Objective:
Go through the lines below. Copy those with "this".

Supplied material:
= = = = = = =
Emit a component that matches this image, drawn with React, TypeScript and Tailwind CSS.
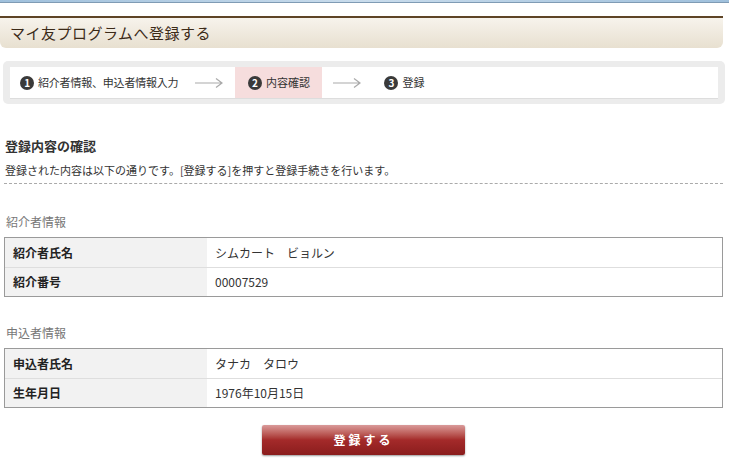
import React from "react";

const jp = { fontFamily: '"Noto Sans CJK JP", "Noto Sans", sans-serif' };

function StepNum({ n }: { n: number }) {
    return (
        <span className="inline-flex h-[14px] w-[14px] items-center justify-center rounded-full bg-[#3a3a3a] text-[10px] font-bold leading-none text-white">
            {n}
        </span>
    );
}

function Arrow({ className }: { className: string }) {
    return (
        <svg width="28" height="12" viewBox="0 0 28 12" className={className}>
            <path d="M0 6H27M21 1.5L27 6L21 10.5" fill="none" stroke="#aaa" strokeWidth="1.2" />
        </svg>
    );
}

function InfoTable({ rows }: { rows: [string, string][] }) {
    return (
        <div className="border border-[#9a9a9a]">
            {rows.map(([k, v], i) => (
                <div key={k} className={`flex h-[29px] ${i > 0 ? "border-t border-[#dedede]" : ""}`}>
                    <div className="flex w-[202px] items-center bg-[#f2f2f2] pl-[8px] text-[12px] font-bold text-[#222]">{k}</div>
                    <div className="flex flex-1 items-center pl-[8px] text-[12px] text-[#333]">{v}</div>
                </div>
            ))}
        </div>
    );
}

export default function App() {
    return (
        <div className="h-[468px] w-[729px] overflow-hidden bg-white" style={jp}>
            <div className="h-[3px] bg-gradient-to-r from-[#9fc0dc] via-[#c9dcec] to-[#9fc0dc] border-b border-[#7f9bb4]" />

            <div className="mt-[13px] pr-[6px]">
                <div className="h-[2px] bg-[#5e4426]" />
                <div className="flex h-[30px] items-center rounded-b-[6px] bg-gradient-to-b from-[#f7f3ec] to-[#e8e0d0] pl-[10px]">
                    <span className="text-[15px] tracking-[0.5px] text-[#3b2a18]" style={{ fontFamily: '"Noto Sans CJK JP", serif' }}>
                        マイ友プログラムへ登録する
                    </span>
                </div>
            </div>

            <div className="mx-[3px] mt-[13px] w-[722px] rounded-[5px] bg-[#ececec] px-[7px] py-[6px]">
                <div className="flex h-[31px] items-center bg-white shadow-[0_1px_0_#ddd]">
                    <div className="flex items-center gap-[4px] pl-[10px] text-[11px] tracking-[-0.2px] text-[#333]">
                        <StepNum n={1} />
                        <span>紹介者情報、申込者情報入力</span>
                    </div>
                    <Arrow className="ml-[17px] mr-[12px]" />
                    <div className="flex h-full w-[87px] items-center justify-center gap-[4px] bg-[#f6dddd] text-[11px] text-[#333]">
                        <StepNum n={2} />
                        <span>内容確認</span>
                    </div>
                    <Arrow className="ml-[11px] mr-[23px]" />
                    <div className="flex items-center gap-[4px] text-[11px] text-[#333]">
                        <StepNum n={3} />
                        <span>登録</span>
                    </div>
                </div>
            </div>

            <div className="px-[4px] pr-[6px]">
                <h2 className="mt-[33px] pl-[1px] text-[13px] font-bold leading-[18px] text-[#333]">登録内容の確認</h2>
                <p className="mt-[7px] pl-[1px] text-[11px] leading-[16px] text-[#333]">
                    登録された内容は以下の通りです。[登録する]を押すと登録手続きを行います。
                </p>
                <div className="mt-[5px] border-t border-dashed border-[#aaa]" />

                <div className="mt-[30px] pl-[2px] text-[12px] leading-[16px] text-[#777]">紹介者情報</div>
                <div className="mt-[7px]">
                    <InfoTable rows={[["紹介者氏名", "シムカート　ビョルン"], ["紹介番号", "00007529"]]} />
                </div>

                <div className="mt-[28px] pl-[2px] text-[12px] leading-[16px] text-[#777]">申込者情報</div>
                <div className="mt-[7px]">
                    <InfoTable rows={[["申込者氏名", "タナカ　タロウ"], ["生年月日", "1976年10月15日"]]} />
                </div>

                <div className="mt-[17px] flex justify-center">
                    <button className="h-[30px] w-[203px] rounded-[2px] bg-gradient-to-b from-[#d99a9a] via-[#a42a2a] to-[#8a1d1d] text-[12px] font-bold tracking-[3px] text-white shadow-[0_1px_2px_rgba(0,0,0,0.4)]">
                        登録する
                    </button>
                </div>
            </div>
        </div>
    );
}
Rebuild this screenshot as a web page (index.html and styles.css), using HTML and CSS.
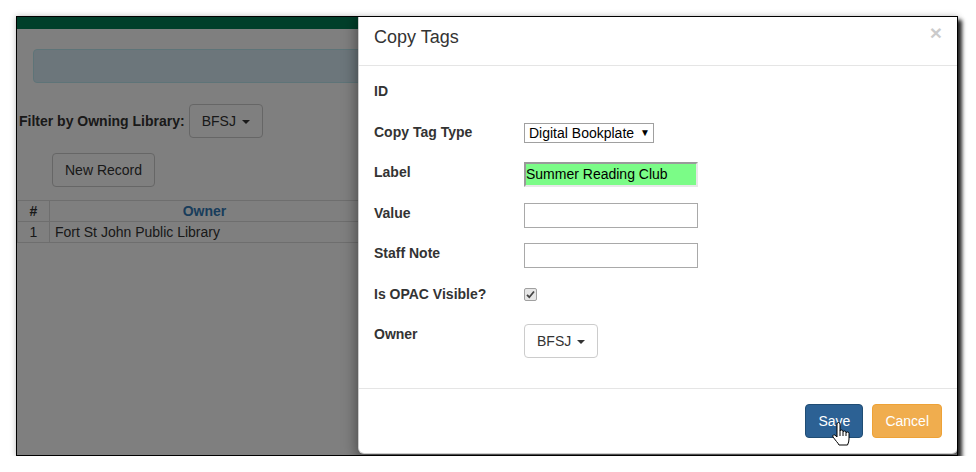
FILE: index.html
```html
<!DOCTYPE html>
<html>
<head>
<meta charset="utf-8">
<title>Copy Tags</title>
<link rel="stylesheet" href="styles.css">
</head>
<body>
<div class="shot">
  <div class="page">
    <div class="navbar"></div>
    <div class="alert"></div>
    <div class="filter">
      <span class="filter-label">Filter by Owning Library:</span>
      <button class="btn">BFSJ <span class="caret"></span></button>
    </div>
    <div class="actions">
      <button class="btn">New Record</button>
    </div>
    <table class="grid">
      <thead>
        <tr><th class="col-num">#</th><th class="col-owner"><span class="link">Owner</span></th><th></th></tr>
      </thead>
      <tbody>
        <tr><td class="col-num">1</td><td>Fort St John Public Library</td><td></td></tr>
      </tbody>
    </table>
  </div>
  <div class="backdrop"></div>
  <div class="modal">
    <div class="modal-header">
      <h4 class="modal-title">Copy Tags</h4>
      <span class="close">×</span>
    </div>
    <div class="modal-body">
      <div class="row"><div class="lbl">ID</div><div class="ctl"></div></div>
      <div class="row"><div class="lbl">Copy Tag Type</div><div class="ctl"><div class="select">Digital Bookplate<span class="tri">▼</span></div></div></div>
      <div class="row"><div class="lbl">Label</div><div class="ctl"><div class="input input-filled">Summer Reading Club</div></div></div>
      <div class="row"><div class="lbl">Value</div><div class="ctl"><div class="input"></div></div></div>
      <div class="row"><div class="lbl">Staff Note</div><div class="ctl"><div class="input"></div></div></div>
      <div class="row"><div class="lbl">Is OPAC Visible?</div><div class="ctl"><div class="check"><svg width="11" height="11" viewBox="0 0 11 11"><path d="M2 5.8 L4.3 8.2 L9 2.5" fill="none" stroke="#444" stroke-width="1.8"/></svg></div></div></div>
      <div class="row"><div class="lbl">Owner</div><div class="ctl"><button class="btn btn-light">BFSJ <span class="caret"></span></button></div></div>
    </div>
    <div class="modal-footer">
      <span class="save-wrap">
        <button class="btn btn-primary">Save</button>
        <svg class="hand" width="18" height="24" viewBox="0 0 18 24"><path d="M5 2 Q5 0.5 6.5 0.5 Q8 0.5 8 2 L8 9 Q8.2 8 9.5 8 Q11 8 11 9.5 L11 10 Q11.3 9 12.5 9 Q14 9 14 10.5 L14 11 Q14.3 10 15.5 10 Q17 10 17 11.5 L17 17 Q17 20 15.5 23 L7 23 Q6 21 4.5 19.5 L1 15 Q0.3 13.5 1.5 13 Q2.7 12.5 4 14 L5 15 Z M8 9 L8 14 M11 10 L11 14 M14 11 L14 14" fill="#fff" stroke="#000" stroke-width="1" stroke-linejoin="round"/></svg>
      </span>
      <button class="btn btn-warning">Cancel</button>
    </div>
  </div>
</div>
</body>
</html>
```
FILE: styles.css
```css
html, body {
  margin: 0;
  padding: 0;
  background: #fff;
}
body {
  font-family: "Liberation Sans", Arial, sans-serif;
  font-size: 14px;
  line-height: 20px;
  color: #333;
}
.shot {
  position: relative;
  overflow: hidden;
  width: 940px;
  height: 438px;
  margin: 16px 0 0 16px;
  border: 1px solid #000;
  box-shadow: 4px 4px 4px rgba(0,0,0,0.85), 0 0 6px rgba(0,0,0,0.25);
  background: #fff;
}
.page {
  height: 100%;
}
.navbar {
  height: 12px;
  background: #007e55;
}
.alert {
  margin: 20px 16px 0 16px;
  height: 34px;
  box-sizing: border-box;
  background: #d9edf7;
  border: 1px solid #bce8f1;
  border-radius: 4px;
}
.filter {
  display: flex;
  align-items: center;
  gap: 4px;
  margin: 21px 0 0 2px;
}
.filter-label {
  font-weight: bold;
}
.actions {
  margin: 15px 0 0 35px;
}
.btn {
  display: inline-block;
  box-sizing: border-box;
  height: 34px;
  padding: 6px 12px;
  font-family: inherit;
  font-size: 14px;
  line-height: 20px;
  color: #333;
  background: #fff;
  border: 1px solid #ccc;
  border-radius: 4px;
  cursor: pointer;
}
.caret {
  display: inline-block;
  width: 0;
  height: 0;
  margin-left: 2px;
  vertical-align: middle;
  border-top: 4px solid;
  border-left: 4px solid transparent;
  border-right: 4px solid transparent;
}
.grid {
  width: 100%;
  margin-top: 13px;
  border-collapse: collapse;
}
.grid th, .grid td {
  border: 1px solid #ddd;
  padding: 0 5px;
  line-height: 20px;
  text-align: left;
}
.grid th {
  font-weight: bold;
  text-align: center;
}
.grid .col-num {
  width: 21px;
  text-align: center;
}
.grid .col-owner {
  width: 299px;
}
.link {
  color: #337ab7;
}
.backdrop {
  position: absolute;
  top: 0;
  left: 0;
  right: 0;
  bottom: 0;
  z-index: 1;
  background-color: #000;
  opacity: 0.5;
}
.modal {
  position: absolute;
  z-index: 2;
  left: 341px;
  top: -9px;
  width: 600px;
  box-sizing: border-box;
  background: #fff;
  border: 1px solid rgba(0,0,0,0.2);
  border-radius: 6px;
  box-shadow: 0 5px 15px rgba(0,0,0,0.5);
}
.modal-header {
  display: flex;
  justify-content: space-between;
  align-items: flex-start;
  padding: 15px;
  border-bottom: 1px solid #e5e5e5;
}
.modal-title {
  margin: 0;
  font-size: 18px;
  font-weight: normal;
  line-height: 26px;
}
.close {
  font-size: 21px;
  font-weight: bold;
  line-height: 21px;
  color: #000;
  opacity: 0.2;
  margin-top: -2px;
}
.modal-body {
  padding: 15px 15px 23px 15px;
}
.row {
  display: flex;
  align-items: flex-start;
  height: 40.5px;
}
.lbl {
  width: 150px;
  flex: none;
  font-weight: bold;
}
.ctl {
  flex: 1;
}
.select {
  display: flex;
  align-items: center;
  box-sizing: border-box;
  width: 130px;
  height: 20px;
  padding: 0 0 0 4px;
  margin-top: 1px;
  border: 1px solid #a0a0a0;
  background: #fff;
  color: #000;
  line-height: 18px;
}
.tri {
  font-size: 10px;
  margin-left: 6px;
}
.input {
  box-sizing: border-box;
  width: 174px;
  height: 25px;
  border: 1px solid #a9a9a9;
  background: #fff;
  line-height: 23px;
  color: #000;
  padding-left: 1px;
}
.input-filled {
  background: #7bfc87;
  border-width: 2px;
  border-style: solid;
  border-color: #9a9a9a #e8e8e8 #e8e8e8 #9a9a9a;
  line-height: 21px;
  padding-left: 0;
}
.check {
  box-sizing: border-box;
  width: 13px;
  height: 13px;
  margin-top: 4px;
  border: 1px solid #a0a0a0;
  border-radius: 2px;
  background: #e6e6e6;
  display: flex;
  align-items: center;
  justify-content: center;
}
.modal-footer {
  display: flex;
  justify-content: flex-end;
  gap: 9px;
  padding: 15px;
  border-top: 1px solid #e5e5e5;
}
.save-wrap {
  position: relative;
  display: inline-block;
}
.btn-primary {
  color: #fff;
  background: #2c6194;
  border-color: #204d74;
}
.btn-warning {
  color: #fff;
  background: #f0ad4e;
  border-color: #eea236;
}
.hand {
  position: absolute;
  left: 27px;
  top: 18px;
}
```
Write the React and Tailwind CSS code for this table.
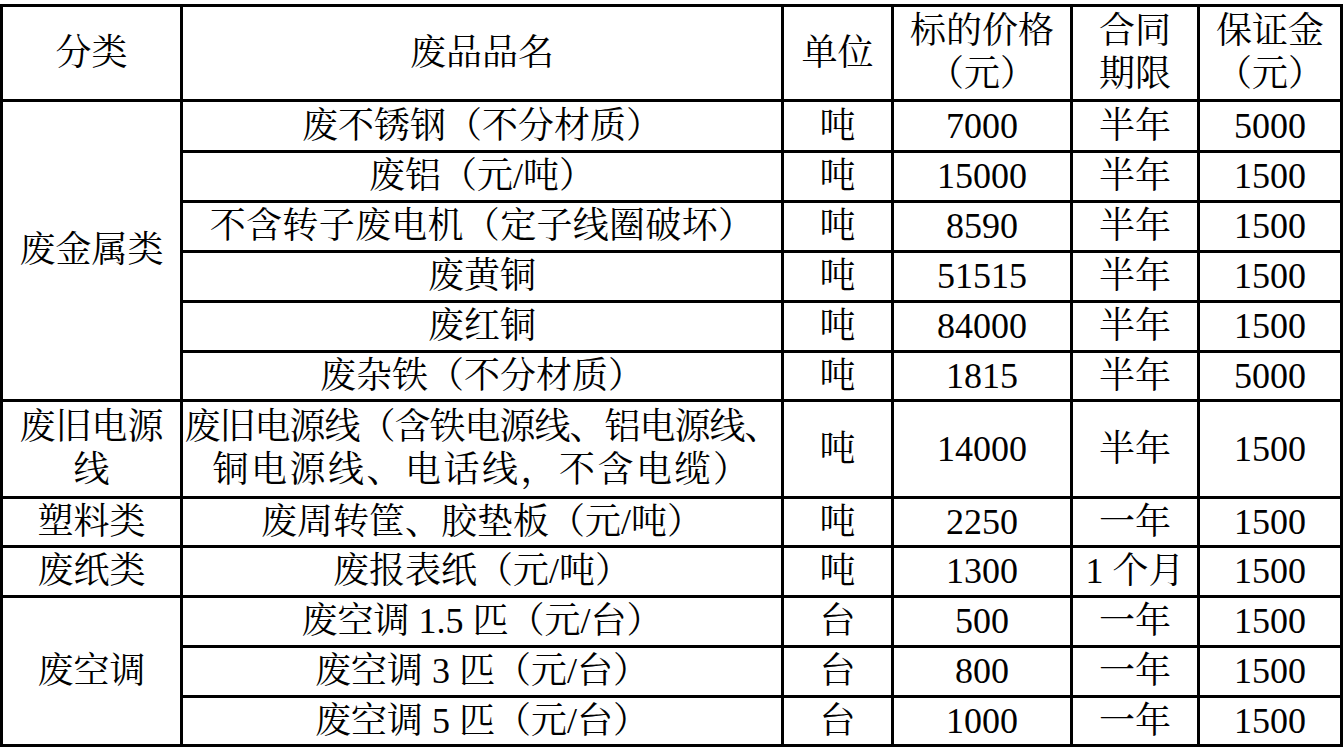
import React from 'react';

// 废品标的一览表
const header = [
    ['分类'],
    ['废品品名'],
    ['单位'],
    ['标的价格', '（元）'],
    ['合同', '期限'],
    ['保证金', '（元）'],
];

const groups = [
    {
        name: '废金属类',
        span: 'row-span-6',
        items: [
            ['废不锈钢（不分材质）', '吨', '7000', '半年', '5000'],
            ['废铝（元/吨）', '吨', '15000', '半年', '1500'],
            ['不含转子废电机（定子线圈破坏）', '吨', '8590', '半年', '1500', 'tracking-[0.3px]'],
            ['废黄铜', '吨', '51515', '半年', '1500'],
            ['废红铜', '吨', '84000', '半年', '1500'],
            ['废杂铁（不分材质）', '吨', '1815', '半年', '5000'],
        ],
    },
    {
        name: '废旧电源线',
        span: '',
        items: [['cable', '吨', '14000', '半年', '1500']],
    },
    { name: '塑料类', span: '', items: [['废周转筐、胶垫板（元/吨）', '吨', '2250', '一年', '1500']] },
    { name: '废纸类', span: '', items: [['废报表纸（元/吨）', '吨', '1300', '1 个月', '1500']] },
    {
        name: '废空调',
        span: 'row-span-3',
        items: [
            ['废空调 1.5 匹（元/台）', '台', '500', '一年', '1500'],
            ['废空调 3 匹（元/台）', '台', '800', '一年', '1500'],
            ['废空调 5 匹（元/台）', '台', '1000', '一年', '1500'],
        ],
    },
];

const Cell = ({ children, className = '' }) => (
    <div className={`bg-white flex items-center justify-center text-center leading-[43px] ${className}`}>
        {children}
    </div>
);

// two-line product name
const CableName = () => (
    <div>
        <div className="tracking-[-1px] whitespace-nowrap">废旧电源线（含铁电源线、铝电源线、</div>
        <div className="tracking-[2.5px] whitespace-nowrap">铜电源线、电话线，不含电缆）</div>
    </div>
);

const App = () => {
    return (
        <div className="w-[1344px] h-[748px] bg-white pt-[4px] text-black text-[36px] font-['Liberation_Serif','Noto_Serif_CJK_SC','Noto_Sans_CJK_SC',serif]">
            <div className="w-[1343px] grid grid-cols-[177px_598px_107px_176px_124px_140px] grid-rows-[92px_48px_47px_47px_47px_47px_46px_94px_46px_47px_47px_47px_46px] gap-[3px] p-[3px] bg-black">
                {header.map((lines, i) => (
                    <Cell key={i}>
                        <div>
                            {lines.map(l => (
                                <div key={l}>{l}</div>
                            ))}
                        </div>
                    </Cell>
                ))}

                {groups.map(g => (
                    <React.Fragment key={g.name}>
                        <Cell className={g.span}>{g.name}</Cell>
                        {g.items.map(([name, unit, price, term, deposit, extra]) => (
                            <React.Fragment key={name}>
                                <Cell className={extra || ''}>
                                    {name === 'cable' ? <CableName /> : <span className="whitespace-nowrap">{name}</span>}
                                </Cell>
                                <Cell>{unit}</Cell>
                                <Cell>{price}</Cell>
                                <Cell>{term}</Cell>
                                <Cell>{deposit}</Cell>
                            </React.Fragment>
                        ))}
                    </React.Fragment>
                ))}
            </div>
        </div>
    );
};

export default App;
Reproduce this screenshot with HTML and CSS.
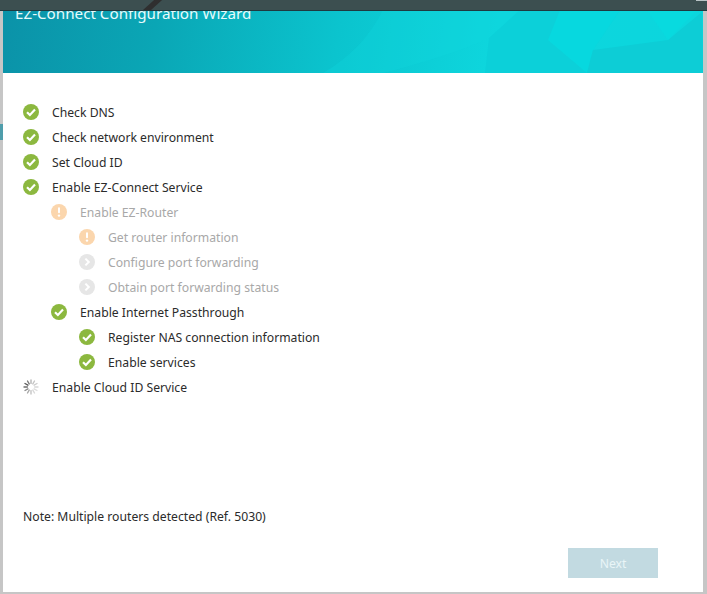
= = = = = = =
Exercise output:
Emit a component that matches this image, drawn with React, TypeScript and Tailwind CSS.
Rebuild this screenshot as a web page (index.html and styles.css), using HTML and CSS.
Write the React and Tailwind CSS code for this table.
Reproduce this screenshot with HTML and CSS.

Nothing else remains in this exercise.